Supplied data start
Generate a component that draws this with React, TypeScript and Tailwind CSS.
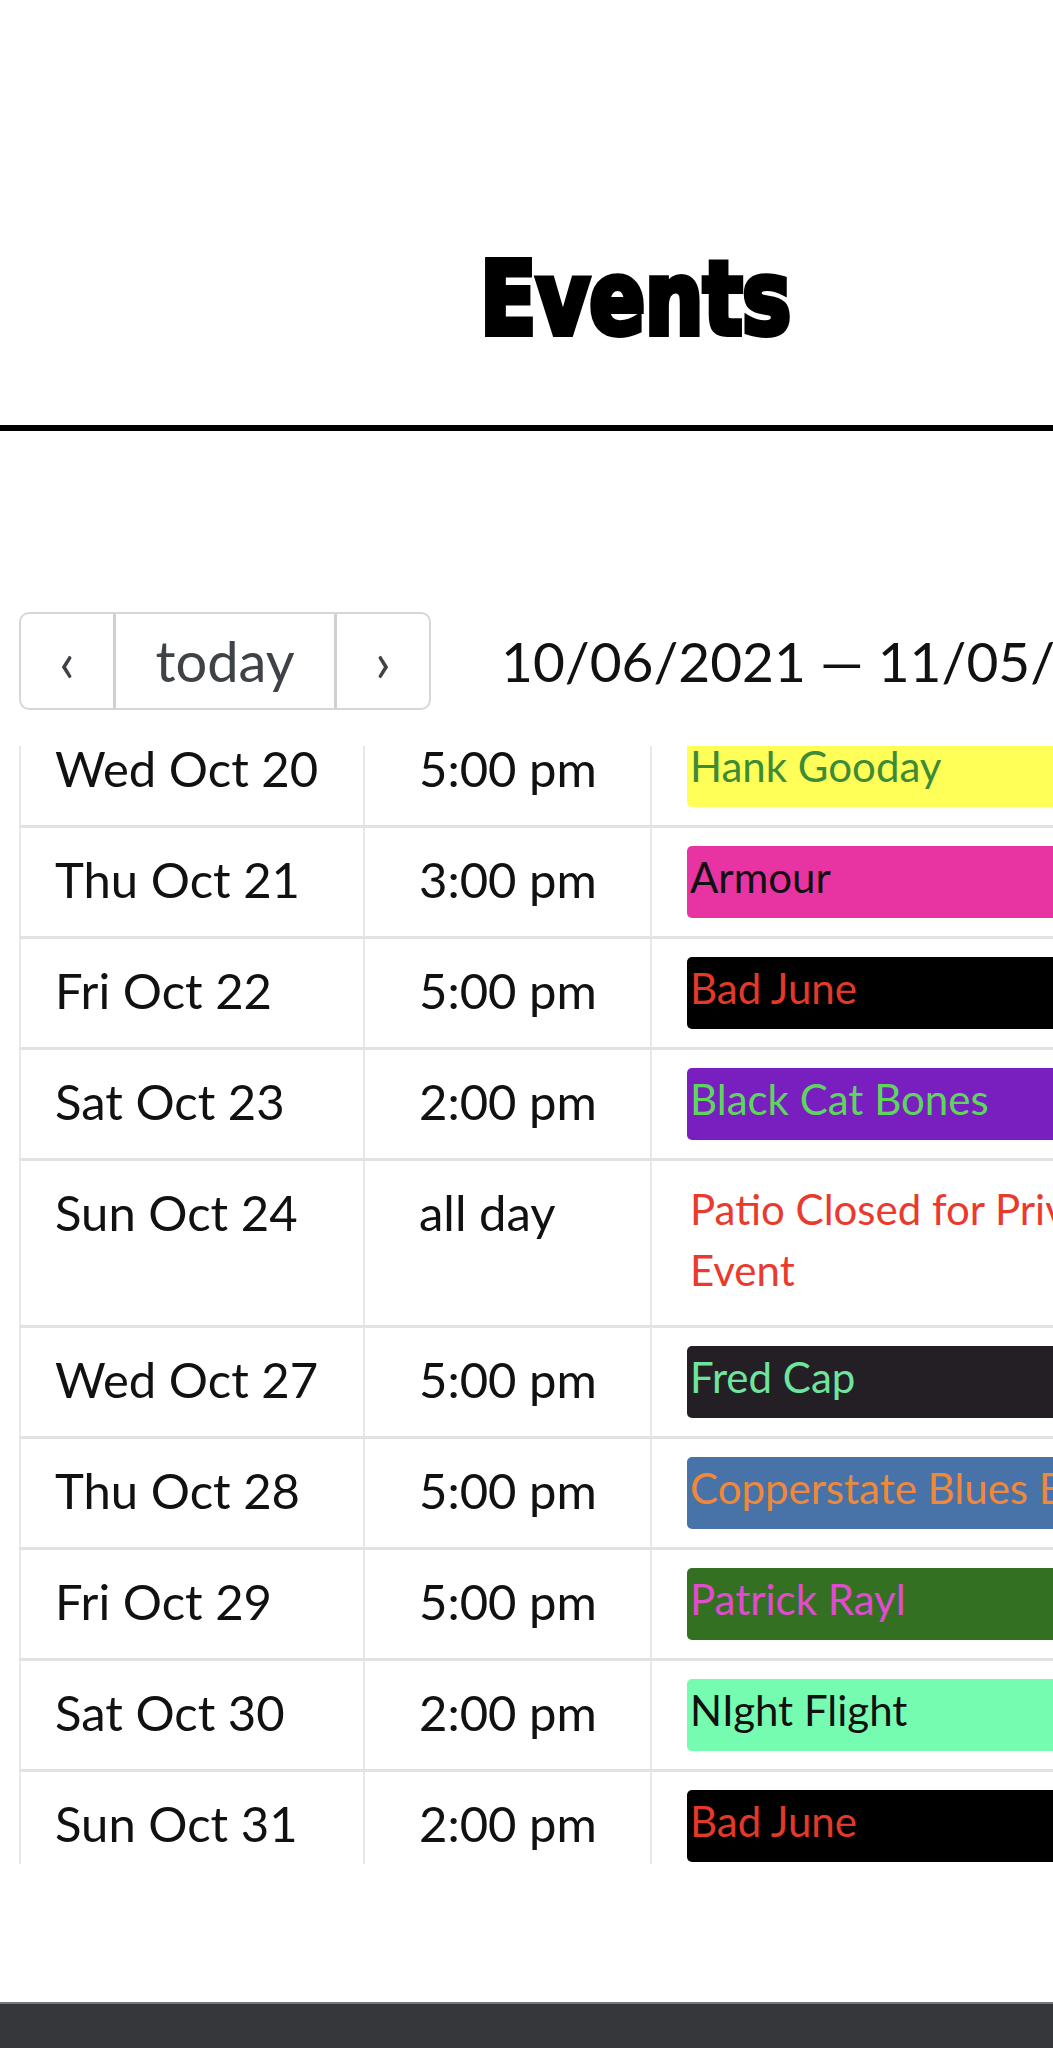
type EventRow = {
  day: string;
  time: string;
  title: string;
  bar?: string;
  text: string;
};

const events: EventRow[] = [
  { day: 'Wed Oct 20', time: '5:00 pm', title: 'Hank Gooday', bar: 'bg-[#ffff57]', text: 'text-[#3d8b37]' },
  { day: 'Thu Oct 21', time: '3:00 pm', title: 'Armour', bar: 'bg-[#e833a2]', text: 'text-[#111111]' },
  { day: 'Fri Oct 22', time: '5:00 pm', title: 'Bad June', bar: 'bg-black', text: 'text-[#e23a26]' },
  { day: 'Sat Oct 23', time: '2:00 pm', title: 'Black Cat Bones', bar: 'bg-[#7a1fbf]', text: 'text-[#5ed65e]' },
  { day: 'Sun Oct 24', time: 'all day', title: 'Patio Closed for Private Event', text: 'text-[#ea3a2e]' },
  { day: 'Wed Oct 27', time: '5:00 pm', title: 'Fred Cap', bar: 'bg-[#231f25]', text: 'text-[#6ee59e]' },
  { day: 'Thu Oct 28', time: '5:00 pm', title: 'Copperstate Blues Band', bar: 'bg-[#4773a8]', text: 'text-[#f0883a]' },
  { day: 'Fri Oct 29', time: '5:00 pm', title: 'Patrick Rayl', bar: 'bg-[#337022]', text: 'text-[#e04bd0]' },
  { day: 'Sat Oct 30', time: '2:00 pm', title: 'NIght Flight', bar: 'bg-[#76fcb0]', text: 'text-[#111111]' },
  { day: 'Sun Oct 31', time: '2:00 pm', title: 'Bad June', bar: 'bg-black', text: 'text-[#e23a26]' },
];

export default function App() {
  return (
    <div className="w-[1053px] h-[2048px] overflow-hidden bg-white font-['Lato',sans-serif]">
      <div className="w-[1272px] flex flex-col">
        <header className="pt-[249px] pb-[75px] border-b-[6px] border-black text-center">
          <h1 className="inline-block scale-x-[0.9] text-[101px] leading-none font-bold text-black font-['DejaVu_Sans_Condensed','DejaVu_Sans',sans-serif] [font-stretch:condensed] [-webkit-text-stroke:6px_black]">
            Events
          </h1>
        </header>

        <main className="px-[19px] pt-[181px]">
          {/* toolbar */}
          <div className="flex items-center h-[98px]">
            <div className="flex h-full rounded-[10px] border-2 border-[#d6d6d6] text-[#3f4347] text-[56px] leading-[1.2]">
              <button className="w-[92px] flex items-center justify-center">‹</button>
              <button className="w-[221px] flex items-center justify-center border-l-[3px] border-[#d0d0d0]">today</button>
              <button className="w-[95px] flex items-center justify-center border-l-[3px] border-[#d0d0d0]">›</button>
            </div>
            <h2 className="ml-[70px] text-[55px] leading-[1.2] text-[#111] whitespace-nowrap">10/06/2021 — 11/05/2021</h2>
          </div>

          {/* list */}
          <div className="mt-[36px] h-[1118px] overflow-hidden">
            <div className="-mt-[32px]">
              {events.map((ev, index) => (
                <div key={index} className="grid grid-cols-[344px_287px_603px] border-t-[3px] border-[#e2e2e2]">
                  <div className="border-l-2 border-[#e8e8e8] pl-[34px] pt-[21px] text-[49px] leading-[60px] text-[#111]">
                    {ev.day}
                  </div>
                  <div className="border-l-2 border-[#e8e8e8] pl-[54px] pt-[21px] text-[49px] leading-[60px] text-[#111]">
                    {ev.time}
                  </div>
                  <div className="border-l-2 border-[#e8e8e8] pl-[35px] pr-[37px] py-[18px] text-[42px]">
                    {ev.bar ? (
                      <div className={`h-[72px] rounded-[5px] pl-[3px] leading-[63px] whitespace-nowrap overflow-hidden ${ev.bar} ${ev.text}`}>
                        {ev.title}
                      </div>
                    ) : (
                      <div className={`leading-[61px] pl-[3px] pb-[6px] ${ev.text}`}>{ev.title}</div>
                    )}
                  </div>
                </div>
              ))}
            </div>
          </div>
        </main>

        <footer className="mt-[138px] h-[200px] bg-[#36373b] border-t-2 border-[#77787c]" />
      </div>
    </div>
  );
}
Supplied data end
What the exercise asks: The material above must be printed exactly, with its pictures left out.

Written response:
Generate a component that draws this with React, TypeScript and Tailwind CSS.
type EventRow = {
  day: string;
  time: string;
  title: string;
  bar?: string;
  text: string;
};

const events: EventRow[] = [
  { day: 'Wed Oct 20', time: '5:00 pm', title: 'Hank Gooday', bar: 'bg-[#ffff57]', text: 'text-[#3d8b37]' },
  { day: 'Thu Oct 21', time: '3:00 pm', title: 'Armour', bar: 'bg-[#e833a2]', text: 'text-[#111111]' },
  { day: 'Fri Oct 22', time: '5:00 pm', title: 'Bad June', bar: 'bg-black', text: 'text-[#e23a26]' },
  { day: 'Sat Oct 23', time: '2:00 pm', title: 'Black Cat Bones', bar: 'bg-[#7a1fbf]', text: 'text-[#5ed65e]' },
  { day: 'Sun Oct 24', time: 'all day', title: 'Patio Closed for Private Event', text: 'text-[#ea3a2e]' },
  { day: 'Wed Oct 27', time: '5:00 pm', title: 'Fred Cap', bar: 'bg-[#231f25]', text: 'text-[#6ee59e]' },
  { day: 'Thu Oct 28', time: '5:00 pm', title: 'Copperstate Blues Band', bar: 'bg-[#4773a8]', text: 'text-[#f0883a]' },
  { day: 'Fri Oct 29', time: '5:00 pm', title: 'Patrick Rayl', bar: 'bg-[#337022]', text: 'text-[#e04bd0]' },
  { day: 'Sat Oct 30', time: '2:00 pm', title: 'NIght Flight', bar: 'bg-[#76fcb0]', text: 'text-[#111111]' },
  { day: 'Sun Oct 31', time: '2:00 pm', title: 'Bad June', bar: 'bg-black', text: 'text-[#e23a26]' },
];

export default function App() {
  return (
    <div className="w-[1053px] h-[2048px] overflow-hidden bg-white font-['Lato',sans-serif]">
      <div className="w-[1272px] flex flex-col">
        <header className="pt-[249px] pb-[75px] border-b-[6px] border-black text-center">
          <h1 className="inline-block scale-x-[0.9] text-[101px] leading-none font-bold text-black font-['DejaVu_Sans_Condensed','DejaVu_Sans',sans-serif] [font-stretch:condensed] [-webkit-text-stroke:6px_black]">
            Events
          </h1>
        </header>

        <main className="px-[19px] pt-[181px]">
          {/* toolbar */}
          <div className="flex items-center h-[98px]">
            <div className="flex h-full rounded-[10px] border-2 border-[#d6d6d6] text-[#3f4347] text-[56px] leading-[1.2]">
              <button className="w-[92px] flex items-center justify-center">‹</button>
              <button className="w-[221px] flex items-center justify-center border-l-[3px] border-[#d0d0d0]">today</button>
              <button className="w-[95px] flex items-center justify-center border-l-[3px] border-[#d0d0d0]">›</button>
            </div>
            <h2 className="ml-[70px] text-[55px] leading-[1.2] text-[#111] whitespace-nowrap">10/06/2021 — 11/05/2021</h2>
          </div>

          {/* list */}
          <div className="mt-[36px] h-[1118px] overflow-hidden">
            <div className="-mt-[32px]">
              {events.map((ev, index) => (
                <div key={index} className="grid grid-cols-[344px_287px_603px] border-t-[3px] border-[#e2e2e2]">
                  <div className="border-l-2 border-[#e8e8e8] pl-[34px] pt-[21px] text-[49px] leading-[60px] text-[#111]">
                    {ev.day}
                  </div>
                  <div className="border-l-2 border-[#e8e8e8] pl-[54px] pt-[21px] text-[49px] leading-[60px] text-[#111]">
                    {ev.time}
                  </div>
                  <div className="border-l-2 border-[#e8e8e8] pl-[35px] pr-[37px] py-[18px] text-[42px]">
                    {ev.bar ? (
                      <div className={`h-[72px] rounded-[5px] pl-[3px] leading-[63px] whitespace-nowrap overflow-hidden ${ev.bar} ${ev.text}`}>
                        {ev.title}
                      </div>
                    ) : (
                      <div className={`leading-[61px] pl-[3px] pb-[6px] ${ev.text}`}>{ev.title}</div>
                    )}
                  </div>
                </div>
              ))}
            </div>
          </div>
        </main>

        <footer className="mt-[138px] h-[200px] bg-[#36373b] border-t-2 border-[#77787c]" />
      </div>
    </div>
  );
}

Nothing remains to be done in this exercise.